The fight is ultimately about one thing: Iran's nuclear program. Israel's stated reason for Operation Rising Lion is to prevent what Netanyahu calls Iran's nuclear and ballistic missile threat. Trump's strategy pointed to the same goal. Iran, on the other hand, insists its nuclear work is peaceful and that attacking it violates international law.

Here's the problem: this is the central disputed claim of the entire war, and it's very hard to verify independently. Outside inspectors face severe access limits inside Iran, making real-time confirmation difficult. What we do know for certain is that both sides have now attacked facilities the other side calls civilian. Meanwhile, the International Atomic Energy Agency—the UN's nuclear watchdog—has lost much of its ability to monitor Iran's program because of physical damage to inspection infrastructure.

This pattern of strike-and-dispute has happened before. Israel struck Iraq's reactor in 1981 and Syria's nuclear site in 2007—both presented as necessary preemptive strikes, both followed by years of argument over whether the targeted programs were actually as threatening as claimed. The critical difference now is the scale and the stakes. We're dealing with a country that's approaching nuclear capability, a superpower (the U.S.) as a direct combatant, and the closure of a vital global shipping chokepoint.
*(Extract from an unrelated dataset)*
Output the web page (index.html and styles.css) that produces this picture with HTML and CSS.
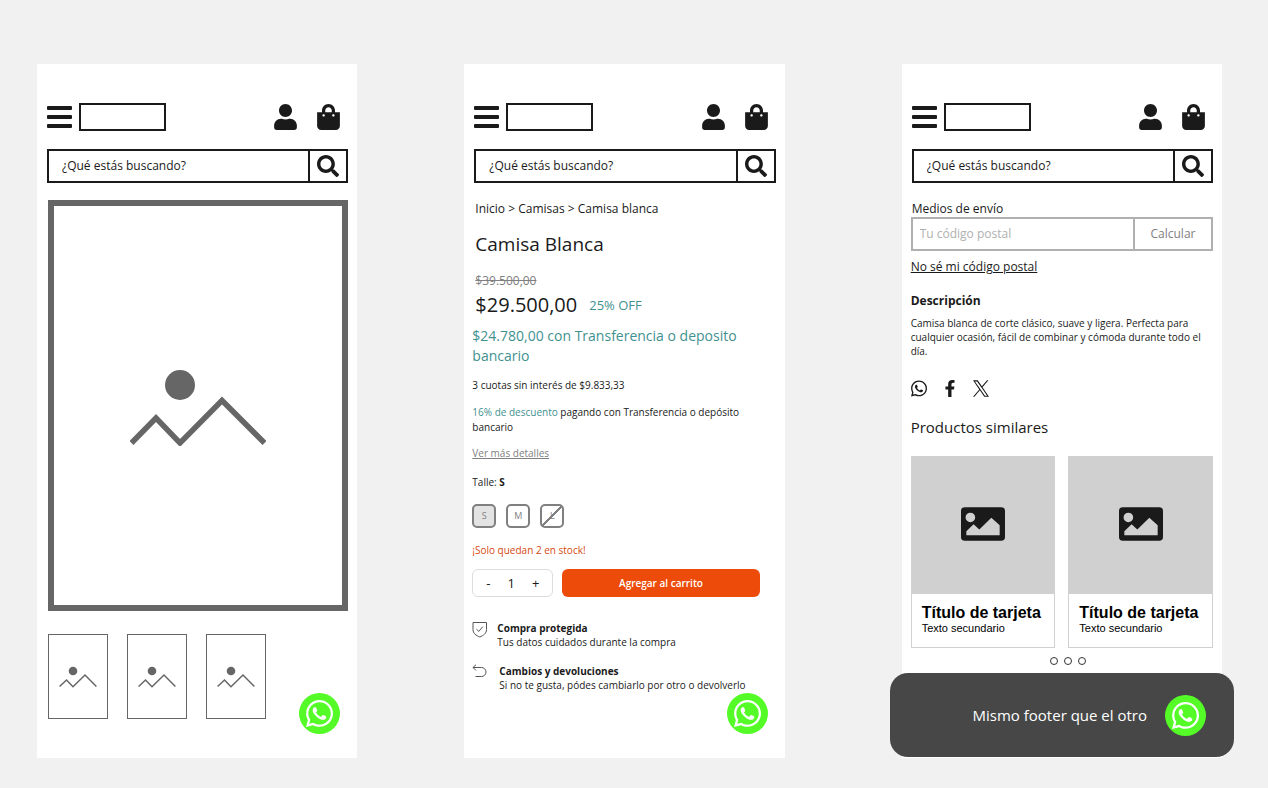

None of those elements were present in earlier conflicts.

The War Is Spreading Beyond Iran and Israel

The fighting is already affecting the wider region. Israeli strikes in Lebanon—including the Bachoura airstrike—have destabilized Beirut's already fragile political situation after a recent ceasefire. Yemen's entry as a missile-firing player, however limited so far, opens a new southern front that complicates Israel's air defense challenges. Worth noting: Israel struck the Iranian consular section of its embassy in Damascus on April 1, 2026—a legally sensitive move, since international law is supposed to protect diplomatic buildings under the Vienna Convention.

The situation puts countries with large populations in the region in an impossible position. India illustrates this. New Delhi had issued a joint statement with Israel on February 26, 2026, condemning terrorism, including the October 7, 2023 Hamas attack. But by late March, Indian officials were publicly discussing Iranian missiles and nuclear capabilities as part of the broader military escalation—and the Indian parliament was dealing with questions about seven Indian nationals killed in retaliatory strikes across Iran, Israel, and Gulf states in late February. For any country with large numbers of citizens in the conflict zone, this is a real casualty problem.

In Washington, Trump's strikes on Iranian nuclear facilities won bipartisan support from Congress—a surprisingly rare alignment that shows how much agreement there is among U.S. lawmakers about stopping nuclear proliferation, even when they disagree on method and whether Trump needed to ask Congress first. Trump himself decided the urgent nuclear threat was more important than waiting for congressional approval—a unilateral call that will likely face legal challenges for years to come.

What Happens From Here?

Right now, there's no clear indication either side is running out of military capacity or political will to continue. Iran still has missiles left and retains leverage through the Strait of Hormuz. Israel's air force and U.S. strategic assets remain active and ready. The UN Security Council is gridlocked—the U.S. veto power, plus positions taken by Russia and China, create a structural impasse. No visible mediation channel has produced a ceasefire framework.

The Strait of Hormuz closure may be the factor most likely to change the pace of this conflict. Not because of direct military effects, but because cutting off a fifth of global oil supplies will eventually force every country dependent on Gulf oil to feel the economic pain through higher prices and inflation. That pressure won't fall equally everywhere, but it will be felt everywhere.

For now, the June 13 missile exchange is simply the latest round in a conflict where neither side has declared an end goal—only battlefield objectives that are fundamentally incompatible unless one side's ability or willingness to fight simply collapses.